Whose Sacrifice Matters and Wants vs. Needs
At the beginning of the passage I just quoted from is this:
Therefore be imitators of God, as beloved children. And walk in love, as Christ loved us and gave himself up for us, a fragrant offering and sacrifice to God. (Eph. 5:1-2)
The world does not depend on my sacrifice; it depends on His. I am made right with God through his sacrifice and only through his sacrifice (not mine) will others be made right with God and find peace. In light of His sacrifice, I offer up my own life as a sacrifice, not to others, but to Him. And this means loving others well. But it also means taking care of myself so I can be the person He has called me to be.
I understand it most clearly in terms of wants and needs. I should be willing to sacrifice my wants and needs to serve the needs of others. In loving others, there will even be times when I put their wants above my wants (honoring them above myself). But I burn out quickly when I consistently put the wants of others (like the desire for me to be at a family gathering) above my own actual needs (like my health).

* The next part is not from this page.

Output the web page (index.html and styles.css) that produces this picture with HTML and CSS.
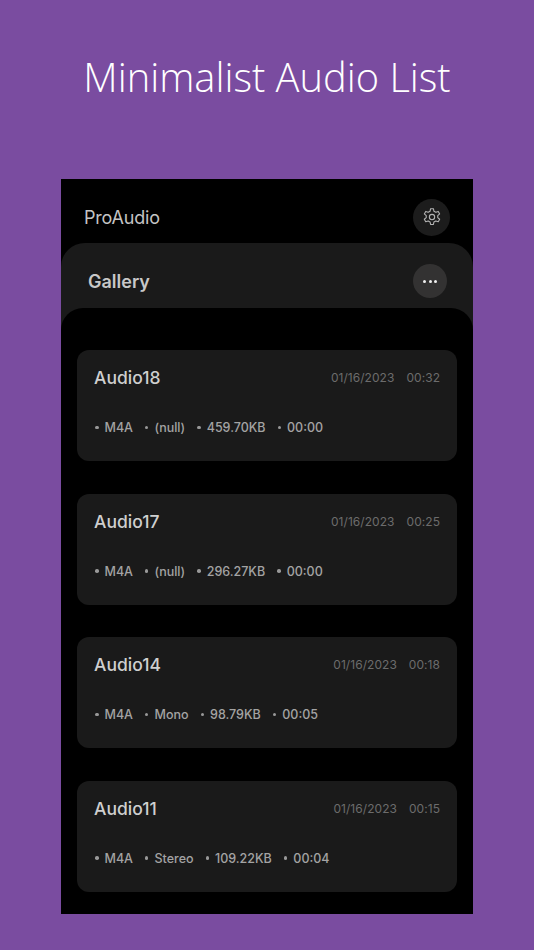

Often when one starts the process of self-care, he or she will swing too far in the new direction. I did this. I started saying "no" to everything and everyone. I slept a lot. I shut off my guilt and maybe even my conscience. But slowly I am returning. And when I put my wants below the wants or needs of another, I usually don't see myself as a martyr, I see myself as loving--as walking like Christ did. He made the sacrifice once and for all, and now my life is a sacrifice for Him--for His glory. This includes all parts of who I am--not just in the context of other people--but my emotional, physical, and mental self as well. And He wants it all.